2. BHA CAILEAG AS T-EARRACH (There was a Girl) 5:19
This song comes from Mary Smith and Jessie MacKenzie, Lewis. It is a love song by a fisherman and he praises the girl for her beauty and modesty. Her leaving the township in which they both lived has devastated him, and if she marries another, he may as well die.
3. CILLE PHEADAIR (Kilphedir) 2:41
Allan Macdonald played this tune for the time on 31st December 1985 on the ferry from Loch Boisdale to Oban after visiting my aunts and other relatives in Uist.
4. DOL DHAN TAIGH BHUAN LEAT (Going to the Eternal Dwelling with You) 5:08
This song is short but evocative.

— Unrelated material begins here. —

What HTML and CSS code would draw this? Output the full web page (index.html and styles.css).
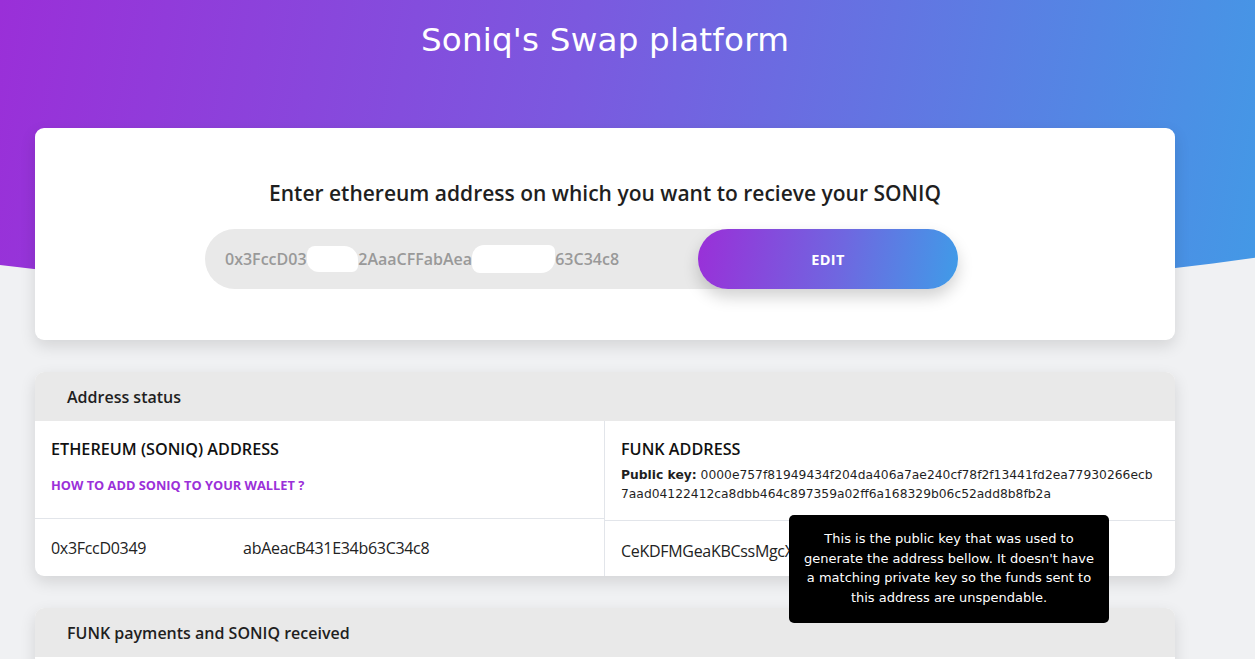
FILE: index.html
```html
<!DOCTYPE html>
<html lang="en">
<head>
<meta charset="utf-8">
<title>Soniq's Swap platform</title>
<link rel="stylesheet" href="styles.css">
</head>
<body>
<header class="hero">
  <h1 class="hero-title">Soniq's Swap platform</h1>
</header>
<main class="page">
  <section class="card card-enter">
    <h2 class="enter-title">Enter ethereum address on which you want to recieve your SONIQ</h2>
    <div class="enter-row">
      <div class="address-input">0x3FccD03<span class="redact r1">49c8fB</span>2AaaCFFabAea<span class="redact r2">cB431E34b</span>63C34c8</div>
      <button class="edit-btn" type="button">EDIT</button>
    </div>
  </section>

  <section class="card card-table">
    <div class="card-head">Address status</div>
    <div class="status-grid">
      <div class="status-col">
        <div class="cell cell-top cell-top-left">
          <div class="cell-title">ETHEREUM (SONIQ) ADDRESS</div>
          <a class="wallet-link" href="#">HOW TO ADD SONIQ TO YOUR WALLET ?</a>
        </div>
        <div class="cell cell-bottom">
          <div class="cell-value">0x3FccD0349<span class="redact r3">c8fB2AaaCFF</span>abAeacB431E34b63C34c8</div>
        </div>
      </div>
      <div class="status-col status-col-right">
        <div class="cell cell-top cell-top-right">
          <div class="cell-title">FUNK ADDRESS</div>
          <div class="pubkey"><span class="pk-line"><b>Public key:</b> 0000e757f81949434f204da406a7ae240cf78f2f13441fd2ea77930266ecb</span><span class="pk-line">7aad04122412ca8dbb464c897359a02ff6a168329b06c52add8b8fb2a</span></div>
        </div>
        <div class="cell cell-bottom cell-bottom-right">
          <div class="cell-value funk-value">CeKDFMGeaKBCssMgcXe7Tq2hBv9Lw</div>
          <div class="tooltip">This is the public key that was used to generate the address bellow. It doesn't have a matching private key so the funds sent to this address are unspendable.</div>
        </div>
      </div>
    </div>
  </section>

  <section class="card card-table card-payments">
    <div class="card-head">FUNK payments and SONIQ received</div>
  </section>
</main>
</body>
</html>
```

FILE: styles.css
```css
html, body {
  margin: 0;
  padding: 0;
}

body {
  background: #f0f1f3;
  font-family: "Open Sans", "Noto Sans", sans-serif;
  color: #1d1d1f;
  height: 659px;
  overflow: hidden;
}

.hero {
  height: 300px;
  background: linear-gradient(100deg, #9a2fd8 0%, #7b59df 45%, #4399e6 100%);
  clip-path: ellipse(1300px 310px at 600px -10px);
  padding-top: 19px;
  box-sizing: border-box;
}

.hero-title {
  width: 1140px;
  margin: 0 0 0 35px;
  text-align: center;
  color: #ffffff;
  font-family: "DejaVu Sans", sans-serif;
  font-weight: 400;
  font-size: 32.6px;
  line-height: 42px;
  letter-spacing: 0.2px;
}

.page {
  position: relative;
  z-index: 1;
  width: 1140px;
  margin: -172px 0 0 35px;
  display: flex;
  flex-direction: column;
  gap: 32px;
}

.card {
  background: #ffffff;
  border-radius: 9px;
  box-shadow: 0 6px 16px rgba(0, 0, 0, 0.12);
}

.card-enter {
  padding: 50px 0 51px;
  height: 212px;
  box-sizing: border-box;
}

.enter-title {
  margin: 0 0 21px;
  text-align: center;
  font-size: 21px;
  line-height: 30px;
  font-weight: 600;
  color: #1f1f1f;
}

.enter-row {
  display: flex;
  margin-left: 170px;
  width: 753px;
  height: 60px;
}

.address-input {
  flex: 0 0 525px;
  background: #e9e9e9;
  border-radius: 30px 0 0 30px;
  padding-left: 20px;
  box-sizing: border-box;
  display: flex;
  align-items: center;
  color: #999999;
  font-size: 16px;
  font-weight: 600;
  white-space: nowrap;
  overflow: hidden;
  margin-right: -32px;
}

.redact {
  background: #ffffff;
  color: #ffffff;
  border-radius: 10px;
}

.r1 { padding: 2px 0; border-radius: 8px 14px 6px 12px; }
.r2 { padding: 3px 0; border-radius: 12px 6px 14px 8px; }
.r3 { padding: 4px 2px; border-radius: 4px; }

.edit-btn {
  flex: 0 0 260px;
  position: relative;
  border: 0;
  border-radius: 30px;
  background: linear-gradient(100deg, #9a2fd8 0%, #6f67e0 55%, #3f9ce8 100%);
  color: #ffffff;
  font-family: "Open Sans", sans-serif;
  font-weight: 700;
  font-size: 14.5px;
  letter-spacing: 0.3px;
  box-shadow: 0 8px 16px rgba(0, 0, 0, 0.18);
  cursor: pointer;
}

.card-head {
  background: #e9e9e9;
  height: 49px;
  display: flex;
  align-items: center;
  padding-left: 32px;
  font-size: 16px;
  font-weight: 600;
  color: #1f1f1f;
  border-radius: 9px 9px 0 0;
}

.card-table {
  border-radius: 9px;
}

.status-grid {
  display: grid;
  grid-template-columns: 569px 1fr;
}

.status-col {
  display: flex;
  flex-direction: column;
}

.status-col-right {
  border-left: 1px solid #e2e5ea;
}

.cell {
  padding: 0 16px;
  box-sizing: border-box;
}

.cell-top {
  border-bottom: 1px solid #e2e5ea;
}

.cell-top-left {
  height: 98px;
  padding-top: 17px;
}

.cell-top-right {
  height: 100px;
  padding-top: 17px;
}

.cell-title {
  font-size: 16.2px;
  line-height: 22px;
  font-weight: 600;
  color: #111111;
}

.wallet-link {
  display: block;
  margin-top: 17px;
  font-size: 12.8px;
  line-height: 16px;
  font-weight: 700;
  color: #9b30d9;
  text-decoration: none;
}

.pubkey {
  margin-top: 6px;
  font-family: "DejaVu Sans", sans-serif;
  font-size: 12.3px;
  line-height: 19px;
  color: #1f1f1f;
}

.pk-line {
  display: block;
  white-space: nowrap;
}

.cell-bottom {
  height: 57px;
  display: flex;
  align-items: center;
}

.cell-bottom-right {
  position: relative;
  height: 55px;
  padding-top: 4px;
}

.cell-value {
  font-size: 16px;
  color: #222222;
  white-space: nowrap;
  letter-spacing: -0.3px;
}

.funk-value {
  font-family: "Open Sans", sans-serif;
}

.tooltip {
  position: absolute;
  left: 184px;
  top: -6px;
  width: 320px;
  height: 108px;
  box-sizing: border-box;
  padding: 14px 10px 0;
  background: #000000;
  color: #ffffff;
  border-radius: 5px;
  font-family: "DejaVu Sans", sans-serif;
  font-size: 13px;
  line-height: 19.5px;
  text-align: center;
  z-index: 2;
}

.card-payments {
  height: 60px;
  border-radius: 9px 9px 0 0;
}
```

The pibroch-like variations were added extempore, confiming short songs can easily developed into the pibroch genre.
5. O MHAIRI 'S TU MO MHAIRI(Mary, You are My Mary) 2:00
A version of a walking song which is popular in Lewis and Harris, but known in other guises elsewhere. The girl wishes she were in the shieling with her lover, herding cattle and making dairy products. Then the theme changes as was typical of the genre, and a hunter wishes he had his gun to follow the deer which he sees. This variant is from Lewis.
6. I HO RO'S NA HUG ORO EILE 4:00
A love song composed by John MacLean of Tiree, but in the person of a Mary MacDonald, as if for her husband. The tune is a variant of that ascribed to Ruairidh Dall O' Cathain, an Irish harper, and it was borrowed by Robert Burns for Ae Fond Kiss. Margaret's version of the melody is influenced by the singing of the late Malcolm Angus MacLeod, Cape Breton. The text is available in Tiree Bards, ed. Cameron, 1932, Glasgow.
7. HE NA MILIBHIG 1:07
A flirty waulking song from Lewis, where the girl says she is betrothed, and later that she is too young to marry.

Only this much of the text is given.